Permeability and Porosity Results
The porosity and permeability results from core samples incorporated into the ichnofacies studies to assess the effect of burrowing on reservoir quality are shown in Table 1 .
A summary interpretation of the shoreline facies associations and the petrophysical results based on Dresser Atlas (1985) and Wichtl (1990) is given in Table 2 . The information in Table 2 shows that although the foreshore and upper shoreface are poorly burrowed, they have very good to excellent porosity and permeability. These high petrophysical values are thought to be due to the effect of the grain texture such as sorting and low clay content. Wave action is significant within these intervals resulting in textural maturity, good sorting and well rounded grains (Tucker, 1991). The porosity and permeability values for the middle shoreface vary from fair to very good.

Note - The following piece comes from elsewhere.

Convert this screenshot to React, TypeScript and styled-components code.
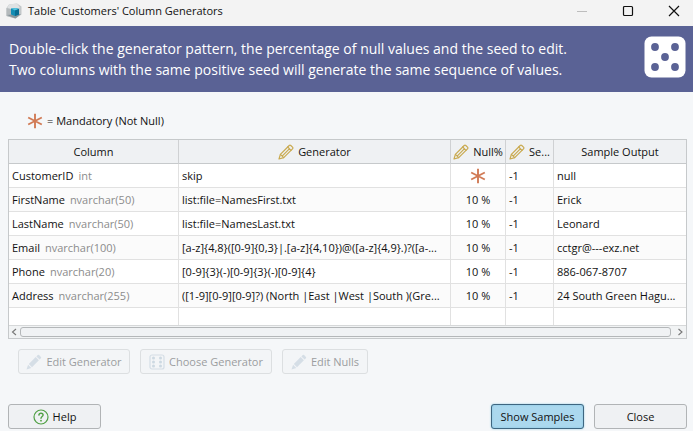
import React from "react";
import styled, { createGlobalStyle, css } from "styled-components";

const GlobalStyle = createGlobalStyle`
  body {
    margin: 0;
    background: #f5f7f9;
    color: #111;
    font: 12px/16px "Open Sans", "Noto Sans", sans-serif;
  }
  * { box-sizing: border-box; }
  svg { display: block; flex: none; }
`;

const TitleBar = styled.header`
  display: flex;
  align-items: center;
  height: 26px;
  padding: 0 6px 4px;
  gap: 6px;
  background: #f3f3f3;
`;

const Title = styled.h1`
  flex: 1;
  margin: 0;
  font-size: 11px;
  font-weight: 400;
  white-space: nowrap;
`;

const WindowControls = styled.div`
  display: flex;
  gap: 30px;
  padding-right: 5px;
`;

const WindowButton = styled.button`
  padding: 0;
  border: 0;
  background: none;
  color: #111;
  &:disabled { color: #bdbdbd; }
`;

const Banner = styled.section`
  display: flex;
  align-items: center;
  justify-content: space-between;
  height: 66px;
  padding: 0 7px 0 9px;
  background: #5a6295;
  color: #fff;
  font-size: 14px;
  line-height: 21px;
  white-space: nowrap;
`;

const BannerText = styled.p`
  margin: 0;
`;

const DiceFrame = styled.div`
  padding-bottom: 4px;
`;

const Content = styled.main`
  display: flex;
  flex-direction: column;
  padding: 20px 6px 2px 8px;
`;

const Legend = styled.div`
  display: flex;
  align-items: center;
  gap: 4px;
  height: 18px;
  margin: 0 0 9px 19px;
  font-size: 11px;
`;

const TableFrame = styled.div`
  border: 1px solid #c6c9cb;
  background: #fff;
`;

const Table = styled.table`
  width: 100%;
  table-layout: fixed;
  border-collapse: separate;
  border-spacing: 0;
  font-size: 11px;
`;

const Col = styled.col<{ $width?: number }>`
  width: ${(p) => (p.$width ? `${p.$width}px` : "auto")};
`;

const HeadCell = styled.th`
  height: 24px;
  padding: 0 1px;
  border-right: 1px solid #cfd1d3;
  border-bottom: 1px solid #c6c9cb;
  background: #eff1f3;
  font-weight: 400;
  white-space: nowrap;
  overflow: hidden;
  &:last-child { border-right: 0; }
`;

const HeadLabel = styled.span`
  display: flex;
  align-items: center;
  justify-content: center;
  gap: 4px;
`;

const Row = styled.tr`
  &:nth-child(even) { background: #fbfbfb; }
`;

const Cell = styled.td<{ $center?: boolean; $short?: boolean }>`
  height: ${(p) => (p.$short ? 17 : 24)}px;
  padding: 0 3px;
  border-right: 1px solid #e1e1e1;
  border-bottom: ${(p) => (p.$short ? "0" : "1px solid #e1e1e1")};
  text-align: ${(p) => (p.$center ? "center" : "left")};
  white-space: nowrap;
  overflow: hidden;
  &:last-child { border-right: 0; }
`;

const TypeName = styled.span`
  margin-left: 5px;
  color: #8c8c8c;
`;

const CenterIcon = styled.span`
  display: flex;
  justify-content: center;
`;

const ScrollBar = styled.div`
  display: flex;
  align-items: center;
  height: 13px;
  border-top: 1px solid #d6d8d9;
  background: #f1f3f4;
`;

const ScrollArrow = styled.button`
  display: flex;
  align-items: center;
  width: 11px;
  height: 10px;
  padding: 0 2px;
  border: 0;
  background: none;
  color: #777;
`;

const ScrollTrack = styled.div`
  flex: 1;
  padding-right: 4px;
`;

const ScrollThumb = styled.div`
  height: 10px;
  border: 1px solid #b4b7b9;
  border-radius: 3px;
  background: #f0f2f4;
`;

const ButtonRow = styled.div`
  display: flex;
  gap: 10px;
  padding: 10px 10px 0;
`;

const Footer = styled.footer`
  display: flex;
  justify-content: space-between;
  padding-top: 30px;
`;

const FooterGroup = styled.div`
  display: flex;
  gap: 10px;
`;

const primary = css`
  border-color: #3f6680;
  background: #abd8ee;
  box-shadow: 0 0 2px #8ccbe3, inset 0 0 2px #7fc0df;
`;

const Button = styled.button<{ $width: number; $primary?: boolean }>`
  display: flex;
  align-items: center;
  justify-content: center;
  gap: 4px;
  width: ${(p) => p.$width}px;
  height: 25px;
  padding: 0;
  border: 1px solid #b1b4b6;
  border-radius: 3px;
  background: #eff1f3;
  color: #111;
  font: inherit;
  font-size: 11px;
  white-space: nowrap;
  &:disabled {
    border-color: #dcdfe1;
    background: #f3f5f7;
    color: #9b9da0;
  }
  ${(p) => p.$primary && primary}
`;

const AppIcon = () => (
  <svg width="16" height="18" viewBox="0 0 16 18" aria-hidden="true">
    <path d="M3 2.500 11 1.500l4.500 3v8l-6 4L.5 14V6z" fill="#c3c8ca" />
    <path d="m3 2.500 8-1 3 4-5 2-8-1z" fill="#dfe2e3" />
    <path d="M.5 6 5 7v6l4 3.500L.5 14z" fill="#b4babc" />
    <path d="m1 13 5-.5 9-.5-5.500 4.500z" fill="#87949a" />
    <path d="m5 6.500 5-.5 3 1v5.500l-4 1.500-4-1.500z" fill="#138db4" />
    <path d="m5 6.500 5-.5 3 1-4 1.500z" fill="#56c5df" />
    <path d="m9 8.500 4-1.500v5.500L9 14z" fill="#086d93" />
  </svg>
);

const Asterisk = () => (
  <svg width="16" height="16" viewBox="0 0 16 16" aria-hidden="true">
    <path d="M8 .8v14.400M1.200 4.500l13.600 7M14.800 4.500l-13.600 7" stroke="#d17b56" strokeWidth="1.9" fill="none" />
  </svg>
);

const PencilOutline = () => (
  <svg width="16" height="16" viewBox="0 0 16 16" aria-hidden="true">
    <g fill="none" stroke="#c9aa50" strokeWidth="1.2" strokeLinejoin="round" strokeLinecap="round">
      <path d="m1 15 1.4-4.7 8.8-8.8q.8-.8 1.6 0l1.7 1.7q.8.8 0 1.6l-8.8 8.8z" />
      <path d="m2.4 10.3 3.3 3.3M9.7 3l3.3 3.3M4.4 11.8l6.9-6.9" />
    </g>
  </svg>
);

const PencilSolid = () => (
  <svg width="16" height="16" viewBox="0 0 16 16" aria-hidden="true">
    <g fill="#d5dee6">
      <path d="m.5 15.5 1.6-4.8 3.2 3.2z" />
      <path d="m2.8 10 6.9-6.9 3.2 3.2L6 13.2z" />
      <path d="m10.4 2.4 1.3-1.3q.7-.7 1.4 0l1.8 1.8q.7.7 0 1.4l-1.3 1.3z" />
    </g>
  </svg>
);

const DiceSix = () => (
  <svg width="16" height="16" viewBox="0 0 16 16" aria-hidden="true">
    <rect x="1" y="1" width="14" height="14" rx="2" fill="none" stroke="#d5dee6" strokeWidth="1.2" />
    {[4, 8, 12].map((y) =>
      [4.5, 11.5].map((x) => <circle key={`${x}-${y}`} cx={x} cy={y} r="1.5" fill="#cdd9e2" />)
    )}
  </svg>
);

const DiceFive = () => (
  <svg width="42" height="42" viewBox="0 0 42 42" aria-hidden="true">
    <rect x=".5" y=".5" width="41" height="41" rx="7" fill="#fff" />
    {[[11, 11], [31, 11], [21, 21], [11, 31], [31, 31]].map(([x, y]) => (
      <circle key={`${x}-${y}`} cx={x} cy={y} r="3.9" fill="#5a6295" />
    ))}
  </svg>
);

const HelpIcon = () => (
  <svg width="16" height="16" viewBox="0 0 16 16" aria-hidden="true">
    <g fill="none" stroke="#50a044" strokeLinecap="round">
      <circle cx="8" cy="8" r="7" strokeWidth="1.2" />
      <path d="M5.9 6.1C6 4.8 6.9 4.2 8 4.2c1.2 0 2.1.7 2.1 1.8C10.1 7.500 8 7.600 8 9.300" strokeWidth="1.4" />
    </g>
    <circle cx="8" cy="11.7" r=".9" fill="#50a044" />
  </svg>
);

const Chevron = ({ right }: { right?: boolean }) => (
  <svg width="6" height="8" viewBox="0 0 6 8" aria-hidden="true">
    <path d={right ? "m1.500 1 3.500 3-3.500 3" : "M5 1 1.500 4 5 7"} fill="none" stroke="currentColor" strokeWidth="1.1" />
  </svg>
);

const rows = [
  { name: "CustomerID", type: "int", generator: "skip", nulls: null, seed: "-1", sample: "null" },
  { name: "FirstName", type: "nvarchar(50)", generator: "list:file=NamesFirst.txt", nulls: "10 %", seed: "-1", sample: "Erick" },
  { name: "LastName", type: "nvarchar(50)", generator: "list:file=NamesLast.txt", nulls: "10 %", seed: "-1", sample: "Leonard" },
  { name: "Email", type: "nvarchar(100)", generator: "[a-z]{4,8}([0-9]{0,3}|.[a-z]{4,10})@([a-z]{4,9}.)?([a-...", nulls: "10 %", seed: "-1", sample: "cctgr@---exz.net" },
  { name: "Phone", type: "nvarchar(20)", generator: "[0-9]{3}(-)[0-9]{3}(-)[0-9]{4}", nulls: "10 %", seed: "-1", sample: "886-067-8707" },
  { name: "Address", type: "nvarchar(255)", generator: "([1-9][0-9][0-9]?) (North |East |West |South )(Gre...", nulls: "10 %", seed: "-1", sample: "24 South Green Hagu..." },
];

const columns = [
  { label: "Column", width: 170, editable: false },
  { label: "Generator", editable: true },
  { label: "Null%", width: 55, editable: true },
  { label: "Se...", width: 48, editable: true },
  { label: "Sample Output", width: 132, editable: false },
];

export default function App() {
  return (
    <>
      <GlobalStyle />
      <TitleBar>
        <AppIcon />
        <Title>Table 'Customers' Column Generators</Title>
        <WindowControls>
          <WindowButton disabled aria-label="Minimize">
            <svg width="16" height="12" viewBox="0 0 16 12"><path d="M3 6.500h10" stroke="currentColor" /></svg>
          </WindowButton>
          <WindowButton aria-label="Maximize">
            <svg width="16" height="12" viewBox="0 0 16 12"><rect x="3.500" y="1.500" width="9" height="9" rx="1" fill="none" stroke="currentColor" strokeWidth="1.2" /></svg>
          </WindowButton>
          <WindowButton aria-label="Close window">
            <svg width="16" height="12" viewBox="0 0 16 12"><path d="m3 1 10 10M13 1 3 11" stroke="currentColor" strokeWidth="1.2" /></svg>
          </WindowButton>
        </WindowControls>
      </TitleBar>
      <Banner>
        <BannerText>
          Double-click the generator pattern, the percentage of null values and the seed to edit.
          <br />
          Two columns with the same positive seed will generate the same sequence of values.
        </BannerText>
        <DiceFrame><DiceFive /></DiceFrame>
      </Banner>
      <Content>
        <Legend>
          <Asterisk />
          <span>= Mandatory (Not Null)</span>
        </Legend>
        <TableFrame>
          <Table>
            <colgroup>
              {columns.map((c) => <Col key={c.label} $width={c.width} />)}
            </colgroup>
            <thead>
              <tr>
                {columns.map((c) => (
                  <HeadCell key={c.label} scope="col">
                    <HeadLabel>{c.editable && <PencilOutline />}{c.label}</HeadLabel>
                  </HeadCell>
                ))}
              </tr>
            </thead>
            <tbody>
              {rows.map((r) => (
                <Row key={r.name}>
                  <Cell>{r.name}<TypeName>{r.type}</TypeName></Cell>
                  <Cell>{r.generator}</Cell>
                  <Cell $center>{r.nulls ?? <CenterIcon><Asterisk /></CenterIcon>}</Cell>
                  <Cell>{r.seed}</Cell>
                  <Cell>{r.sample}</Cell>
                </Row>
              ))}
              <tr>
                {columns.map((c) => <Cell key={c.label} $short />)}
              </tr>
            </tbody>
          </Table>
          <ScrollBar>
            <ScrollArrow aria-label="Scroll left"><Chevron /></ScrollArrow>
            <ScrollTrack><ScrollThumb /></ScrollTrack>
            <ScrollArrow aria-label="Scroll right"><Chevron right /></ScrollArrow>
          </ScrollBar>
        </TableFrame>
        <ButtonRow>
          <Button $width={112} disabled><PencilSolid />Edit Generator</Button>
          <Button $width={132} disabled><DiceSix />Choose Generator</Button>
          <Button $width={86} disabled><PencilSolid />Edit Nulls</Button>
        </ButtonRow>
        <Footer>
          <Button $width={93}><HelpIcon />Help</Button>
          <FooterGroup>
            <Button $width={93} $primary>Show Samples</Button>
            <Button $width={93}>Close</Button>
          </FooterGroup>
        </Footer>
      </Content>
    </>
  );
}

The sparsely burrowed proximal middle shoreface has lower porosity and permeability values when compared with the well burrowed distal middle shoreface, even though the latter has mudstone lenses which should lower vertical permeability. This result suggests that the increase in bioturbation may have increased the porosity and permeability level in the distal middle shoreface. Generally, clay content in shoreline sands increases with depth as the clay minerals act as buffers to fluid flow. The interconnectivity between burrows in this case has enhanced permeability. Gingras et al. (1999) demonstrated that higher degrees of bioturbation can increase effective permeability in a reservoir. Table 2 further shows that low permeability values are observed in the least burrowed proximal lower shoreface when compared with the intensely burrowed distal lower shoreface.
The summary of petrophysical results presented in Table 2 shows that highly burrowed horizons possess higher porosity and permeability values than sparsely burrowed intervals of the same lithologic unit. This suggests that the act of bioturbation, which can be referred to as ‘sediment-mixing activities’, enhances the permeability and porosity of a sediment by creating flow conduits and increasing the surface area of the sediment, thereby enhancing reservoir homogeneity.